Dios se conforma con una mirada, con un suspiro de amor. (Santa Teresa de Lisieux)
Ni ayer, ni mañana… Y dejo el tormento del pasado, para dejar paso a otro fantasma. Cuánta fantasía dirigida hacia el futuro… cuánta paz robada; cuanto miedo, cuánta congoja.
¿Por qué rechazo la serenidad del momento presente? No hago más que angustiarme por lo que será mañana. Todo se convierte en problema: la salud, la casa, el trabajo, la vejez, los hijos, los parientes, la política… ¿por qué ese empeño en vendarse antes de que la herida se produzca?
¿Cómo puedo saber lo que ocurrirá mañana? Cuando cada evento será determinado por factores que hoy son imprevisibles y desconocidos. No quiero perder el tiempo buscando en el laberinto de tantas combinaciones posible. Tengo que pensar en el hoy.
¿No es más real vivir con empeño y paz cada hora, como si fuese la primera, como si fuese la única, como si fuese la última? Para el afán de esta jornada, ¿acaso Dios, no está cerca de mí, con una providencia que se adapta y es proporcional a mi necesidad del momento?… En el presente, no hay fantasmas.
El evangelio me garantiza esta presencia providencial, que me invita a confiar sobretodo en Dios, que es padre. Me asegura que nada podrá faltarme si sé buscar, antes que nada "sus cosas".
Tengo que aprender a llamar a Dios, ¡Padre! Sobre todo, en la hora del dolor, en el que tengo solo dos caminos para escoger: uno en bajada, que lleva a la desesperación y al rechazo. El otro en subida, que con dificultad conduce a su regazo.

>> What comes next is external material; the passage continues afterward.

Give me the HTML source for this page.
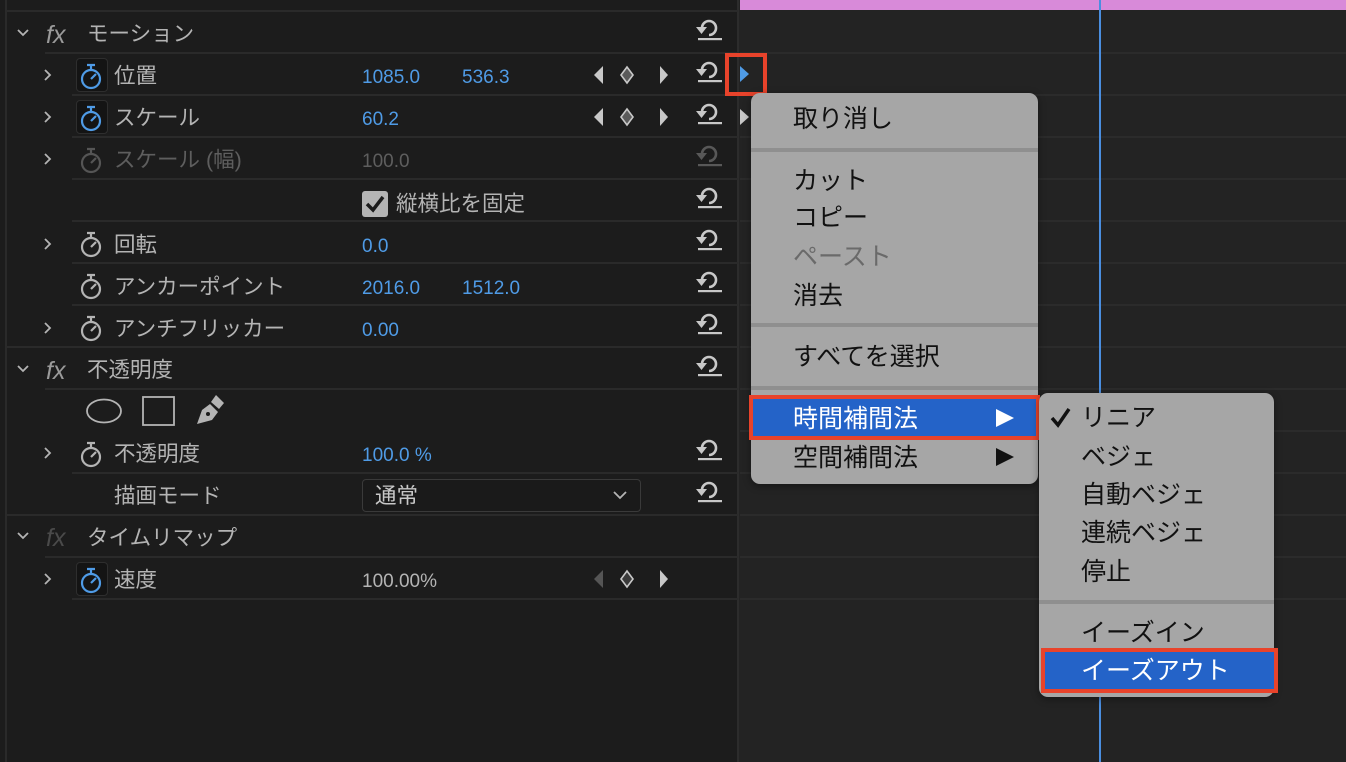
<!DOCTYPE html>
<html><head><meta charset="utf-8">
<style>
*{margin:0;padding:0;box-sizing:border-box}
body{width:1346px;height:762px;overflow:hidden;background:#1c1c1c;font-family:"Liberation Sans","Noto Sans CJK JP",sans-serif;position:relative}
.a{position:absolute}
.t{position:absolute;font-size:21.5px;color:#b4b4b4;line-height:1;white-space:nowrap;transform:translateY(2px)}
.v{position:absolute;font-size:19px;color:#4f9be6;line-height:1;white-space:nowrap;transform:translateY(2px)}
.ln{position:absolute;height:2px;background:#2a2a2a}
.rl{position:absolute;left:740px;width:606px;height:2px;background:#2b2b2b}
.mi{position:absolute;font-size:25px;color:#111;line-height:1;white-space:nowrap;transform:translateY(2px)}
.sep{position:absolute;height:4px;background:#8f8f8f}
svg{position:absolute;overflow:visible}
.fx{position:absolute;font-family:'Liberation Sans',sans-serif;font-style:italic;font-size:25px;color:#9a9a9a;line-height:1;transform:translateY(2px)}
</style></head><body>
<svg width="0" height="0" style="position:absolute">
<defs>
<g id="rst"><path d="M6 12 A7 7 0 1 1 13 19" fill="none" stroke="#c8c8c8" stroke-width="2.6"/><path d="M0 11 L11 11 L5.5 18 Z" fill="#c8c8c8"/><rect x="2" y="22" width="24" height="2.2" fill="#c8c8c8"/></g>
<g id="sw"><circle cx="0" cy="0" r="9" fill="none" stroke-width="2.2"/><path d="M0 -9 V-14 M-4 -14 H4 M0 0 L5 -5" fill="none" stroke-width="2.2"/></g>
<g id="kf"><path d="M0 -9 L-9 0 L0 9 Z" fill="#c8c8c8"/><path d="M24 -8 L30 0 L24 8 L18 0 Z" fill="#5a5a5a" stroke="#c8c8c8" stroke-width="1.6"/><path d="M57 -9 L65 0 L57 9 Z" fill="#c8c8c8"/></g>
<path id="chr" d="M0 0 L5 5 L0 10" fill="none" stroke="#b4b4b4" stroke-width="1.8"/>
<path id="chd" d="M0 0 L5 5 L10 0" fill="none" stroke="#b4b4b4" stroke-width="1.8"/>
</defs></svg>

<div class="a" style="left:738px;top:0;width:608px;height:762px;background:#232323"></div>
<div class="a" style="left:737px;top:0;width:2px;height:762px;background:#2c2c2c"></div>
<div class="a" style="left:740px;top:0;width:606px;height:10px;background:#d88ad9"></div>
<div class="rl" style="top:52px"></div><div class="rl" style="top:94px"></div><div class="rl" style="top:136px"></div>
<div class="rl" style="top:178px"></div><div class="rl" style="top:220px"></div><div class="rl" style="top:262px"></div>
<div class="rl" style="top:304px"></div><div class="rl" style="top:346px"></div><div class="rl" style="top:388px"></div>
<div class="rl" style="top:430px"></div><div class="rl" style="top:472px"></div><div class="rl" style="top:514px"></div>
<div class="rl" style="top:556px"></div><div class="rl" style="top:598px"></div>
<div class="a" style="left:1099px;top:0;width:2px;height:762px;background:#4a8ee0"></div>

<div class="a" style="left:5px;top:0;width:2px;height:762px;background:#2a2a2a"></div>
<div class="ln" style="left:5px;top:10px;width:733px"></div>
<div class="ln" style="left:45px;top:52px;width:693px"></div>
<div class="ln" style="left:72px;top:94px;width:666px"></div>
<div class="ln" style="left:72px;top:136px;width:666px"></div>
<div class="ln" style="left:72px;top:178px;width:666px"></div>
<div class="ln" style="left:72px;top:220px;width:666px"></div>
<div class="ln" style="left:72px;top:262px;width:666px"></div>
<div class="ln" style="left:72px;top:304px;width:666px"></div>
<div class="ln" style="left:5px;top:346px;width:733px"></div>
<div class="ln" style="left:45px;top:388px;width:693px"></div>
<div class="ln" style="left:72px;top:472px;width:666px"></div>
<div class="ln" style="left:5px;top:514px;width:733px"></div>
<div class="ln" style="left:45px;top:556px;width:693px"></div>
<div class="ln" style="left:72px;top:598px;width:666px"></div>

<svg style="left:18px;top:30px"><use href="#chd"/></svg>
<div class="fx" style="left:46px;top:21px">fx</div>
<div class="t" style="left:87px;top:22px">モーション</div>
<svg style="left:696px;top:16px"><use href="#rst"/></svg>

<svg style="left:45px;top:70px"><use href="#chr"/></svg>
<div class="a" style="left:76px;top:58px;width:32px;height:34px;background:#141414;border:1px solid #2e2e2e;border-radius:4px"></div>
<svg style="left:91px;top:79px" stroke="#4f9be6"><use href="#sw"/></svg>
<div class="t" style="left:114px;top:64px">位置</div>
<div class="v" style="left:362px;top:66px">1085.0</div>
<div class="v" style="left:462px;top:66px">536.3</div>
<svg style="left:603px;top:75px"><use href="#kf"/></svg>
<svg style="left:696px;top:58px"><use href="#rst"/></svg>
<svg style="left:740px;top:66px"><path d="M0 0 L9 8 L0 16 Z" fill="#4f9be6"/></svg>
<div class="a" style="left:725px;top:53px;width:42px;height:43px;border:4px solid #e8432b"></div>

<svg style="left:45px;top:112px"><use href="#chr"/></svg>
<div class="a" style="left:76px;top:100px;width:32px;height:34px;background:#141414;border:1px solid #2e2e2e;border-radius:4px"></div>
<svg style="left:91px;top:121px" stroke="#4f9be6"><use href="#sw"/></svg>
<div class="t" style="left:114px;top:106px">スケール</div>
<div class="v" style="left:362px;top:108px">60.2</div>
<svg style="left:603px;top:117px"><use href="#kf"/></svg>
<svg style="left:696px;top:100px"><use href="#rst"/></svg>
<svg style="left:740px;top:109px"><path d="M0 0 L9 8 L0 16 Z" fill="#c8c8c8"/></svg>

<svg style="left:45px;top:154px"><use href="#chr"/></svg>
<svg style="left:91px;top:163px" stroke="#555"><use href="#sw"/></svg>
<div class="t" style="left:114px;top:148px;color:#5e5e5e">スケール (幅)</div>
<div class="v" style="left:362px;top:150px;color:#5e5e5e">100.0</div>
<svg style="left:696px;top:142px;opacity:.35"><use href="#rst"/></svg>

<div class="a" style="left:362px;top:191px;width:26px;height:26px;background:#b4b4b4;border-radius:3px"></div>
<svg style="left:362px;top:191px"><path d="M5 13 L11 19 L21 6" fill="none" stroke="#1c1c1c" stroke-width="3.5"/></svg>
<div class="t" style="left:396px;top:192px">縦横比を固定</div>
<svg style="left:696px;top:184px"><use href="#rst"/></svg>

<svg style="left:45px;top:239px"><use href="#chr"/></svg>
<svg style="left:91px;top:247px" stroke="#b4b4b4"><use href="#sw"/></svg>
<div class="t" style="left:114px;top:233px">回転</div>
<div class="v" style="left:362px;top:235px">0.0</div>
<svg style="left:696px;top:226px"><use href="#rst"/></svg>

<svg style="left:91px;top:289px" stroke="#b4b4b4"><use href="#sw"/></svg>
<div class="t" style="left:114px;top:275px">アンカーポイント</div>
<div class="v" style="left:362px;top:277px">2016.0</div>
<div class="v" style="left:462px;top:277px">1512.0</div>
<svg style="left:696px;top:268px"><use href="#rst"/></svg>

<svg style="left:45px;top:323px"><use href="#chr"/></svg>
<svg style="left:91px;top:331px" stroke="#b4b4b4"><use href="#sw"/></svg>
<div class="t" style="left:114px;top:317px">アンチフリッカー</div>
<div class="v" style="left:362px;top:319px">0.00</div>
<svg style="left:696px;top:310px"><use href="#rst"/></svg>

<svg style="left:18px;top:366px"><use href="#chd"/></svg>
<div class="fx" style="left:46px;top:357px">fx</div>
<div class="t" style="left:87px;top:358px">不透明度</div>
<svg style="left:696px;top:352px"><use href="#rst"/></svg>

<svg style="left:86px;top:398px"><ellipse cx="18" cy="13" rx="17" ry="11.5" fill="none" stroke="#b4b4b4" stroke-width="1.8"/></svg>
<svg style="left:142px;top:396px"><rect x="1" y="1" width="31" height="28" fill="none" stroke="#b4b4b4" stroke-width="1.8"/></svg>
<svg style="left:194px;top:394px"><path d="M3 30 L8 16 L16 10 L24 18 L18 26 Z" fill="#b4b4b4"/><path d="M17 8 L22 1 L30 9 L25 15 Z" fill="#b4b4b4"/><circle cx="14" cy="20" r="2" fill="#1c1c1c"/></svg>

<svg style="left:45px;top:448px"><use href="#chr"/></svg>
<svg style="left:91px;top:457px" stroke="#b4b4b4"><use href="#sw"/></svg>
<div class="t" style="left:114px;top:442px">不透明度</div>
<div class="v" style="left:362px;top:444px">100.0 %</div>
<svg style="left:696px;top:436px"><use href="#rst"/></svg>

<div class="t" style="left:114px;top:484px">描画モード</div>
<div class="a" style="left:362px;top:479px;width:279px;height:33px;background:#1a1a1a;border:1.5px solid #3a3a3a;border-radius:4px"></div>
<div class="t" style="left:375px;top:484px;color:#c8c8c8">通常</div>
<svg style="left:614px;top:492px"><path d="M0 0 L6 6 L12 0" fill="none" stroke="#b4b4b4" stroke-width="1.8"/></svg>
<svg style="left:696px;top:478px"><use href="#rst"/></svg>

<svg style="left:18px;top:533px"><use href="#chd"/></svg>
<div class="fx" style="left:46px;top:524px;color:#4a4a4a">fx</div>
<div class="t" style="left:87px;top:526px">タイムリマップ</div>

<svg style="left:45px;top:574px"><use href="#chr"/></svg>
<div class="a" style="left:76px;top:562px;width:32px;height:34px;background:#141414;border:1px solid #2e2e2e;border-radius:4px"></div>
<svg style="left:91px;top:583px" stroke="#4f9be6"><use href="#sw"/></svg>
<div class="t" style="left:114px;top:568px">速度</div>
<div class="v" style="left:362px;top:570px;color:#b4b4b4">100.00%</div>
<svg style="left:603px;top:579px"><path d="M0 -9 L-9 0 L0 9 Z" fill="#555"/><path d="M24 -8 L30 0 L24 8 L18 0 Z" fill="#3a3a3a" stroke="#c8c8c8" stroke-width="1.6"/><path d="M57 -9 L65 0 L57 9 Z" fill="#c8c8c8"/></svg>

<div class="a" style="left:751px;top:93px;width:287px;height:391px;background:#a6a6a6;border-radius:9px;box-shadow:0 2px 8px rgba(0,0,0,.4)"></div>
<div class="mi" style="left:793px;top:105px">取り消し</div>
<div class="sep" style="left:751px;top:148px;width:287px"></div>
<div class="mi" style="left:793px;top:167px">カット</div>
<div class="mi" style="left:793px;top:204px">コピー</div>
<div class="mi" style="left:793px;top:243px;color:#6a6a6a">ペースト</div>
<div class="mi" style="left:793px;top:282px">消去</div>
<div class="sep" style="left:751px;top:323px;width:287px"></div>
<div class="mi" style="left:793px;top:343px">すべてを選択</div>
<div class="sep" style="left:751px;top:386px;width:287px"></div>
<div class="a" style="left:751px;top:396px;width:287px;height:42px;background:#2463c8"></div>
<div class="a" style="left:749px;top:395px;width:291px;height:45px;border:4px solid #e8432b"></div>
<div class="mi" style="left:793px;top:405px;color:#fff">時間補間法</div>
<svg style="left:996px;top:409px"><path d="M0 0 L18 9 L0 18 Z" fill="#fff"/></svg>
<div class="mi" style="left:793px;top:444px">空間補間法</div>
<svg style="left:996px;top:448px"><path d="M0 0 L18 9 L0 18 Z" fill="#111"/></svg>

<div class="a" style="left:1039px;top:393px;width:235px;height:304px;background:#a6a6a6;border-radius:9px;box-shadow:0 2px 8px rgba(0,0,0,.4)"></div>
<svg style="left:1050px;top:407px"><path d="M2 11 L8 18 L19 2" fill="none" stroke="#111" stroke-width="3.5"/></svg>
<div class="mi" style="left:1081px;top:404px">リニア</div>
<div class="mi" style="left:1081px;top:443px">ベジェ</div>
<div class="mi" style="left:1081px;top:481px">自動ベジェ</div>
<div class="mi" style="left:1081px;top:519px">連続ベジェ</div>
<div class="mi" style="left:1081px;top:558px">停止</div>
<div class="sep" style="left:1039px;top:600px;width:235px"></div>
<div class="mi" style="left:1081px;top:619px">イーズイン</div>
<div class="a" style="left:1041px;top:650px;width:236px;height:42px;background:#2463c8"></div>
<div class="a" style="left:1041px;top:648px;width:237px;height:45px;border:4px solid #e8432b"></div>
<div class="mi" style="left:1081px;top:657px;color:#fff">イーズアウト</div>
</body></html>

Nada es más importante, nada es más precioso en mi vida de sufrimiento, como que éste sea aceptado con humildad, soportado con paciencia, ofrecido con amor. El señor está cerca, aunque aún tal vez yo no lo sepa. Nada en mi vida ocurre por casualidad: todo es personalmente querido y permitido por Dios. "Sabemos, además, que Dios dispone todas las cosas para el bien de los que lo aman, de aquellos que él llamó según su designio" (Rom VIII, 28)
Dios no es ajeno a mi dolor, que ha previsto para mí, que con sabiduría sostiene de una forma providencial adaptada al momento. Quien sufre con Cristo, vence siempre. Quien sufre sin Él está solo para llorar. ¡Alabado sea Jesucristo!